◆ Job: For the copy, please give all of the data again exactly and leave the pictures out.

◆ Data excerpt:

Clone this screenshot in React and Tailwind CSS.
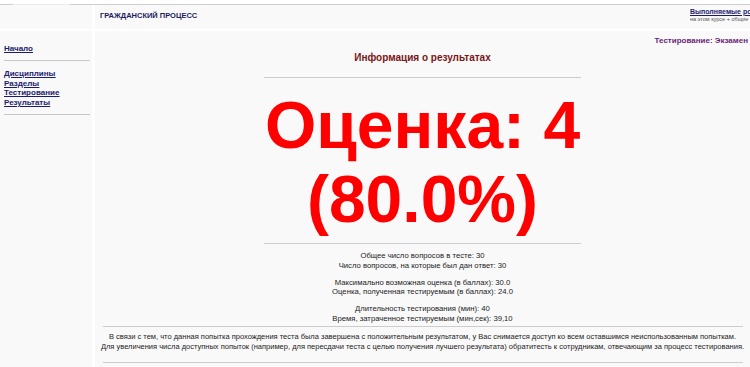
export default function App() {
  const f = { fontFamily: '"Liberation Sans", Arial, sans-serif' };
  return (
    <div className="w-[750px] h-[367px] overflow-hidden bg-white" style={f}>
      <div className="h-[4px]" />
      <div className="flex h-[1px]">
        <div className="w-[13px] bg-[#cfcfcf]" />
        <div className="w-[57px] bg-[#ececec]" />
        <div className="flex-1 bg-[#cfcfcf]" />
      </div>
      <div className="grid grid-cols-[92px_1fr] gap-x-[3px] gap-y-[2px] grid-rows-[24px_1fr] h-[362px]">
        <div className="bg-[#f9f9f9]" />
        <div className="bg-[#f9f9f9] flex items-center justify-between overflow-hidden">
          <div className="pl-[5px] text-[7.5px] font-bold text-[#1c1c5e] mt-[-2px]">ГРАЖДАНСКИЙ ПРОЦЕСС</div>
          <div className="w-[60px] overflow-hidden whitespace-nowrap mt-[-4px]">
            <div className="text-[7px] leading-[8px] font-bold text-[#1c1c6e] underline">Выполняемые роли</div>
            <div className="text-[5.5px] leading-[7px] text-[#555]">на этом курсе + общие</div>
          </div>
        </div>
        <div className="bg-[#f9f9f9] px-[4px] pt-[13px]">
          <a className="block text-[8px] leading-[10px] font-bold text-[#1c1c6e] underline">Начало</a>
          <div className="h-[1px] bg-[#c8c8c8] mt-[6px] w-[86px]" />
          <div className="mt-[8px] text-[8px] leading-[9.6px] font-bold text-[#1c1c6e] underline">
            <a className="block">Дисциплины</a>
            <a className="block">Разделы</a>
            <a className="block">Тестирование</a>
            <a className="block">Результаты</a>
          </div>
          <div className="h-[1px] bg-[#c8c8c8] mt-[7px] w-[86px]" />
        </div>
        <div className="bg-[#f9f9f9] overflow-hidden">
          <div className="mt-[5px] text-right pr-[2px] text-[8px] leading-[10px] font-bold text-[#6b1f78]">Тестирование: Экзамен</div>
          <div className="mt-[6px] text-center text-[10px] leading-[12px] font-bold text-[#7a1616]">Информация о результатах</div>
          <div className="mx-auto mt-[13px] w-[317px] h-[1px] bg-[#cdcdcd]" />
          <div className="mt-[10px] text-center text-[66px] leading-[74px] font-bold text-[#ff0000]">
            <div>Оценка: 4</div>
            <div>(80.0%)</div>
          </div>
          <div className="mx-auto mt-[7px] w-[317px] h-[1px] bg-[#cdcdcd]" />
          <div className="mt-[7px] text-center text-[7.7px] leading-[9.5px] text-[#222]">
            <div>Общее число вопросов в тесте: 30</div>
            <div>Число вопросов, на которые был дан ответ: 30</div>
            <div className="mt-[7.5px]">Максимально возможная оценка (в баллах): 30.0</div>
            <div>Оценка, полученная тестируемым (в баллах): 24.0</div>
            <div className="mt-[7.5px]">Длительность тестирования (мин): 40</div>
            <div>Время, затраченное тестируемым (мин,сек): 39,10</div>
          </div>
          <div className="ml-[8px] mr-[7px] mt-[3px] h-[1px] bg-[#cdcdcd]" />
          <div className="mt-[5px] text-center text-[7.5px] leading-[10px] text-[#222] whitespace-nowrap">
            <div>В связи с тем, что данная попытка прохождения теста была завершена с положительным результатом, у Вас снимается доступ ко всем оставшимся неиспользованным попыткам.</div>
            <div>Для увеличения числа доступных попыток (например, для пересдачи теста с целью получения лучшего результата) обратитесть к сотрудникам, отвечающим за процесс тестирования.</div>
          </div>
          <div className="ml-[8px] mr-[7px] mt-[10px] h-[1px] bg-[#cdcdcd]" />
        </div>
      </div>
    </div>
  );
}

◆ Response to this exercise:
Clone this screenshot in React and Tailwind CSS.
export default function App() {
  const f = { fontFamily: '"Liberation Sans", Arial, sans-serif' };
  return (
    <div className="w-[750px] h-[367px] overflow-hidden bg-white" style={f}>
      <div className="h-[4px]" />
      <div className="flex h-[1px]">
        <div className="w-[13px] bg-[#cfcfcf]" />
        <div className="w-[57px] bg-[#ececec]" />
        <div className="flex-1 bg-[#cfcfcf]" />
      </div>
      <div className="grid grid-cols-[92px_1fr] gap-x-[3px] gap-y-[2px] grid-rows-[24px_1fr] h-[362px]">
        <div className="bg-[#f9f9f9]" />
        <div className="bg-[#f9f9f9] flex items-center justify-between overflow-hidden">
          <div className="pl-[5px] text-[7.5px] font-bold text-[#1c1c5e] mt-[-2px]">ГРАЖДАНСКИЙ ПРОЦЕСС</div>
          <div className="w-[60px] overflow-hidden whitespace-nowrap mt-[-4px]">
            <div className="text-[7px] leading-[8px] font-bold text-[#1c1c6e] underline">Выполняемые роли</div>
            <div className="text-[5.5px] leading-[7px] text-[#555]">на этом курсе + общие</div>
          </div>
        </div>
        <div className="bg-[#f9f9f9] px-[4px] pt-[13px]">
          <a className="block text-[8px] leading-[10px] font-bold text-[#1c1c6e] underline">Начало</a>
          <div className="h-[1px] bg-[#c8c8c8] mt-[6px] w-[86px]" />
          <div className="mt-[8px] text-[8px] leading-[9.6px] font-bold text-[#1c1c6e] underline">
            <a className="block">Дисциплины</a>
            <a className="block">Разделы</a>
            <a className="block">Тестирование</a>
            <a className="block">Результаты</a>
          </div>
          <div className="h-[1px] bg-[#c8c8c8] mt-[7px] w-[86px]" />
        </div>
        <div className="bg-[#f9f9f9] overflow-hidden">
          <div className="mt-[5px] text-right pr-[2px] text-[8px] leading-[10px] font-bold text-[#6b1f78]">Тестирование: Экзамен</div>
          <div className="mt-[6px] text-center text-[10px] leading-[12px] font-bold text-[#7a1616]">Информация о результатах</div>
          <div className="mx-auto mt-[13px] w-[317px] h-[1px] bg-[#cdcdcd]" />
          <div className="mt-[10px] text-center text-[66px] leading-[74px] font-bold text-[#ff0000]">
            <div>Оценка: 4</div>
            <div>(80.0%)</div>
          </div>
          <div className="mx-auto mt-[7px] w-[317px] h-[1px] bg-[#cdcdcd]" />
          <div className="mt-[7px] text-center text-[7.7px] leading-[9.5px] text-[#222]">
            <div>Общее число вопросов в тесте: 30</div>
            <div>Число вопросов, на которые был дан ответ: 30</div>
            <div className="mt-[7.5px]">Максимально возможная оценка (в баллах): 30.0</div>
            <div>Оценка, полученная тестируемым (в баллах): 24.0</div>
            <div className="mt-[7.5px]">Длительность тестирования (мин): 40</div>
            <div>Время, затраченное тестируемым (мин,сек): 39,10</div>
          </div>
          <div className="ml-[8px] mr-[7px] mt-[3px] h-[1px] bg-[#cdcdcd]" />
          <div className="mt-[5px] text-center text-[7.5px] leading-[10px] text-[#222] whitespace-nowrap">
            <div>В связи с тем, что данная попытка прохождения теста была завершена с положительным результатом, у Вас снимается доступ ко всем оставшимся неиспользованным попыткам.</div>
            <div>Для увеличения числа доступных попыток (например, для пересдачи теста с целью получения лучшего результата) обратитесть к сотрудникам, отвечающим за процесс тестирования.</div>
          </div>
          <div className="ml-[8px] mr-[7px] mt-[10px] h-[1px] bg-[#cdcdcd]" />
        </div>
      </div>
    </div>
  );
}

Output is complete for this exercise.